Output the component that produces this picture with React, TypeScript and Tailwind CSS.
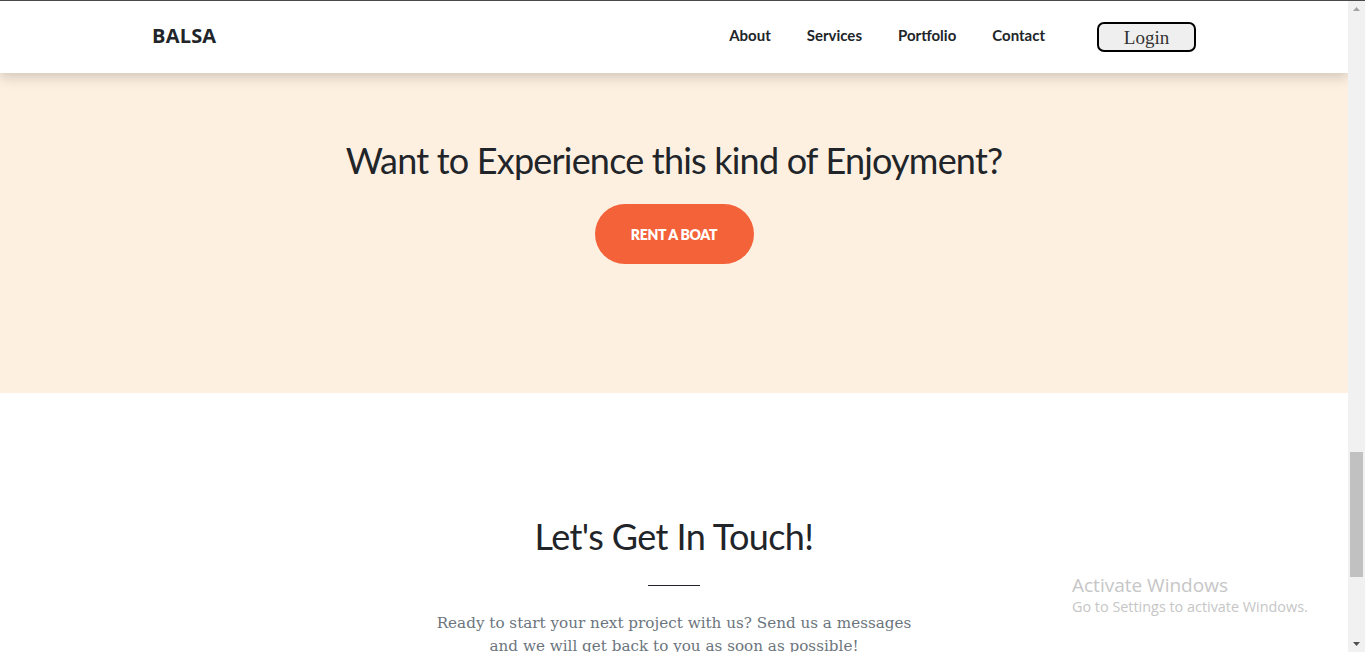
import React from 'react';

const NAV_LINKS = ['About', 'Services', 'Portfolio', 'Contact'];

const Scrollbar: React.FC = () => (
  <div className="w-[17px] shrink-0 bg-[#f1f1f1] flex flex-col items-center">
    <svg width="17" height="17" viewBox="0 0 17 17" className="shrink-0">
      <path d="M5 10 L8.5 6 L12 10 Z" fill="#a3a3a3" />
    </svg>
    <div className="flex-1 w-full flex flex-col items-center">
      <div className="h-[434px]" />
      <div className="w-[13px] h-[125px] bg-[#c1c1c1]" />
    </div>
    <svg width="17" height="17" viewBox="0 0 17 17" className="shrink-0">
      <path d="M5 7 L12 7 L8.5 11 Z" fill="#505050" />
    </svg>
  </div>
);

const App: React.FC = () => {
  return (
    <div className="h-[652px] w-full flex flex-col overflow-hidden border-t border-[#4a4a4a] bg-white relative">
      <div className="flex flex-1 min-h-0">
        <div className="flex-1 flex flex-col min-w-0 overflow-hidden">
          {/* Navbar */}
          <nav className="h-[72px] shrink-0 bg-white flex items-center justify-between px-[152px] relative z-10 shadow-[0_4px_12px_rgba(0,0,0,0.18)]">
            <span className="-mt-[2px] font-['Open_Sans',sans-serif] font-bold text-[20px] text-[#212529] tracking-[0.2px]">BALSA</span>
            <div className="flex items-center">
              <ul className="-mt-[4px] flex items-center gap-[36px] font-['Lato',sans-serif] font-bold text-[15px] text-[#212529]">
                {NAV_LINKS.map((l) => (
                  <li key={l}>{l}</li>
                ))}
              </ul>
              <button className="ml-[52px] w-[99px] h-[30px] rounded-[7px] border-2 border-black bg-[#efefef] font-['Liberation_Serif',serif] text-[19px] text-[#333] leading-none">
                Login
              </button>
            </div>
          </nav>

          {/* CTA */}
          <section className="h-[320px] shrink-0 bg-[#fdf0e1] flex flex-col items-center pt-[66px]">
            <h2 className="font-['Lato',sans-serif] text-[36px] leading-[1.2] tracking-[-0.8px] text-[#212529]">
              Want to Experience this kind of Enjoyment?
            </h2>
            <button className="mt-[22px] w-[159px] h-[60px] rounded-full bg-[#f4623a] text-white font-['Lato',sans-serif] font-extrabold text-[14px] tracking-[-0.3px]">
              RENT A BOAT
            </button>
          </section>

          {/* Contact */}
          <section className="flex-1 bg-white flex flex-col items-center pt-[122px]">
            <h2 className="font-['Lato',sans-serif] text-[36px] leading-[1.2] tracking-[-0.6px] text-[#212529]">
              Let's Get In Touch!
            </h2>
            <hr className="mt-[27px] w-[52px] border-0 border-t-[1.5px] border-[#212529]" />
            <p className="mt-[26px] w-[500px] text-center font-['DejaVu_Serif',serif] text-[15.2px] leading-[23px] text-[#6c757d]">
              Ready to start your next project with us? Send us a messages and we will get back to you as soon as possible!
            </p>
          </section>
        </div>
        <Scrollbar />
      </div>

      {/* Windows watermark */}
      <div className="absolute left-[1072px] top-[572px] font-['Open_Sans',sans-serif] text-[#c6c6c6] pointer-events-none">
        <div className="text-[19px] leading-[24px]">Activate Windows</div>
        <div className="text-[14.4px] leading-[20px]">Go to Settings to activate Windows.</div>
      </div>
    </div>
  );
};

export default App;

What this task involves :: Copy nothing but the lines from the top of the material through the line holding "const NAV_LINKS = ['About', 'Services', 'Portfolio', 'Contact'];", exactly as written; omit pictures.

Full answer ::
Output the component that produces this picture with React, TypeScript and Tailwind CSS.
import React from 'react';

const NAV_LINKS = ['About', 'Services', 'Portfolio', 'Contact'];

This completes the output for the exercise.